Yonas Kinde was one of 10 athletes who competed for the first-ever Refugee Olympic Team in Rio, where he took part in the men’s marathon. At the end of 2020, the runner, who originally hails from Ethiopia, became a citizen of Luxembourg, meaning he was no longer eligible to represent the IOC Refugee Olympic Team in Tokyo.
It was in Kinde’s native Ethiopia where he first developed a love for the sport, running back and forth to school as a teenager in order to save his bus money. Encouraged by one of his teachers, he began competing in athletics and soon excelled in long-distance events.
But life changed completely in 2012 when Kinde fled Ethiopia. Arriving in Europe that winter, he was granted asylum in Luxembourg the next year – and, just as it did for Tchatchet and Mahmoud, sport had a central role in helping him build a new life.
“Running taught me to be stronger. Running helped me to integrate with people. And running helped me to find myself,” says Kinde, who went on to win events in France and Germany. “Sport gave me a family, not just in Luxembourg, but around the world.”
After becoming the first athlete from the Refugee Olympic Team to compete in the marathon at Rio 2016, Kinde combined his running with studies in pharmaceutical logistics in Luxembourg, while also working in a pharmacy distributing COVID-19 vaccines.
Then, in 2020, seven years after he was granted asylum, Kinde reached the next milestone in his journey when he became a citizen of Luxembourg.
“It’s a great thing for me, when I’m searching for jobs, and also to integrate more with people,” he says. “I can also represent Luxembourg in sport.”

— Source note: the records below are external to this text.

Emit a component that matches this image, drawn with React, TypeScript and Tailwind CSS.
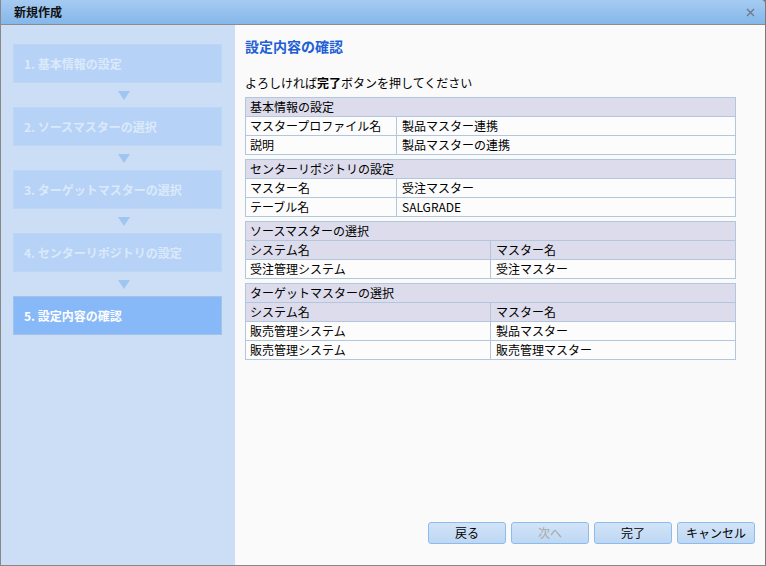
import React from "react";

const font = { fontFamily: '"Noto Sans CJK JP", "Noto Sans", sans-serif' };

const steps = [
  "1. 基本情報の設定",
  "2. ソースマスターの選択",
  "3. ターゲットマスターの選択",
  "4. センターリポジトリの設定",
  "5. 設定内容の確認",
];

function Arrow() {
  return (
    <div className="flex h-[24px] items-center justify-center">
      <svg width="12" height="9" viewBox="0 0 12 9">
        <polygon points="0,0 12,0 6,9" fill="#9fc6f1" />
      </svg>
    </div>
  );
}

function TwoCol({ title, rows }: { title: string; rows: [string, string][] }) {
  return (
    <div className="border border-[#b3c7dc] mb-[4px]">
      <div className="h-[18px] bg-[#dcdcec] px-[4px] leading-[18px]">{title}</div>
      {rows.map((r, i) => (
        <div key={i} className="flex h-[19px] border-t border-[#b3c7dc] leading-[18px] bg-[#fcfcfc]">
          <div className="w-[151px] border-r border-[#b3c7dc] px-[4px]">{r[0]}</div>
          <div className="flex-1 px-[5px]">{r[1]}</div>
        </div>
      ))}
    </div>
  );
}

function Grid({ title, rows }: { title: string; rows: [string, string][] }) {
  return (
    <div className="border border-[#b3c7dc] mb-[4px]">
      <div className="h-[18px] bg-[#dcdcec] px-[4px] leading-[18px]">{title}</div>
      <div className="flex h-[19px] border-t border-[#b3c7dc] leading-[18px] bg-[#dcdcec]">
        <div className="w-[245px] border-r border-[#b3c7dc] px-[4px]">システム名</div>
        <div className="flex-1 px-[5px]">マスター名</div>
      </div>
      {rows.map((r, i) => (
        <div key={i} className="flex h-[19px] border-t border-[#b3c7dc] leading-[18px] bg-[#fcfcfc]">
          <div className="w-[245px] border-r border-[#b3c7dc] px-[4px]">{r[0]}</div>
          <div className="flex-1 px-[5px]">{r[1]}</div>
        </div>
      ))}
    </div>
  );
}

function Btn({ children, disabled }: { children: React.ReactNode; disabled?: boolean }) {
  return (
    <div
      className={
        "flex h-[22px] w-[78px] items-center justify-center rounded-[3px] border border-[#8dbbee] bg-gradient-to-b from-[#d2e4f7] to-[#bdd7f3] text-[12px] " +
        (disabled ? "text-[#a8a8a8]" : "text-black")
      }
    >
      {children}
    </div>
  );
}

export default function App() {
  return (
    <div className="h-[566px] w-[766px] bg-[#7a7a7a] text-[12px] text-black" style={font}>
      <div className="flex h-[566px] w-[766px] flex-col border-l border-b border-[#888888]">
        <div className="flex h-[25px] w-[764px] items-center justify-between rounded-tr-[4px] border-b border-[#8c8c8c] bg-gradient-to-b from-[#a6cbf1] to-[#84b7ea] pl-[13px] pr-[10px]">
          <span className="font-bold text-[12px] text-[#111]">新規作成</span>
          <svg width="9" height="9" viewBox="0 0 9 9">
            <path d="M1 1 L8 8 M8 1 L1 8" stroke="#6e7a88" strokeWidth="1.4" />
          </svg>
        </div>
        <div className="flex flex-1 w-[764px]">
          <div className="w-[234px] bg-[#cbdef5] pl-[12px] pt-[19px]">
            {steps.map((s, i) => (
              <div key={i}>
                <div
                  className={
                    "flex h-[39px] w-[209px] items-center pl-[10px] font-bold text-[12px] border " +
                    (i === 4
                      ? "bg-[#87b9f8] border-[#a3c3e6] text-white"
                      : "bg-[#b6d3f7] border-[#bcd6f5] text-[#dbe9fa]")
                  }
                >
                  {s}
                </div>
                {i < 4 && <Arrow />}
              </div>
            ))}
          </div>
          <div className="flex flex-1 flex-col bg-[#fafafa] pl-[10px] pr-[29px]">
            <div className="mt-[11px] h-[20px] text-[14px] font-bold leading-[20px] text-[#1e5fd6]">設定内容の確認</div>
            <div className="mt-[19px] h-[16px] leading-[16px]">
              よろしければ<span className="font-bold">完了</span>ボタンを押してください
            </div>
            <div className="mt-[6px]">
              <TwoCol
                title="基本情報の設定"
                rows={[
                  ["マスタープロファイル名", "製品マスター連携"],
                  ["説明", "製品マスターの連携"],
                ]}
              />
              <TwoCol
                title="センターリポジトリの設定"
                rows={[
                  ["マスター名", "受注マスター"],
                  ["テーブル名", "SALGRADE"],
                ]}
              />
              <Grid title="ソースマスターの選択" rows={[["受注管理システム", "受注マスター"]]} />
              <Grid
                title="ターゲットマスターの選択"
                rows={[
                  ["販売管理システム", "製品マスター"],
                  ["販売管理システム", "販売管理マスター"],
                ]}
              />
            </div>
            <div className="flex-1" />
            <div className="mb-[21px] mr-[-19px] flex justify-end gap-[5px]">
              <Btn>戻る</Btn>
              <Btn disabled>次へ</Btn>
              <Btn>完了</Btn>
              <Btn>キャンセル</Btn>
            </div>
          </div>
        </div>
      </div>
    </div>
  );
}
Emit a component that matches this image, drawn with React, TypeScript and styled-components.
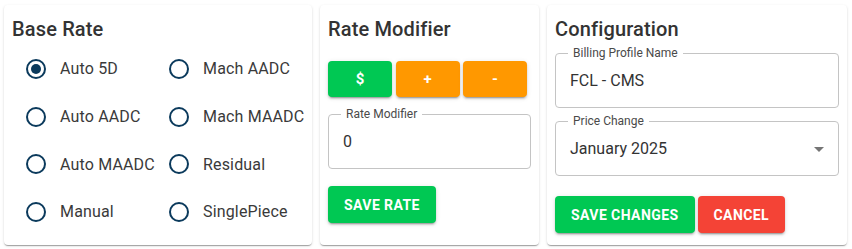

It is a path that has been followed by Tchatchet and Mahmoud, with more members of the Refugee Olympic Team on course to be granted citizenship in other countries. But Kinde, like his fellow athletes – whether living in Luxembourg, Great Britain, the Netherlands or elsewhere in the world – remains hugely proud of being part of that historic team and what it represents.
“The IOC Refugee Olympic Team is a symbol of hope – for refugee athletes, and also for refugees around the world.”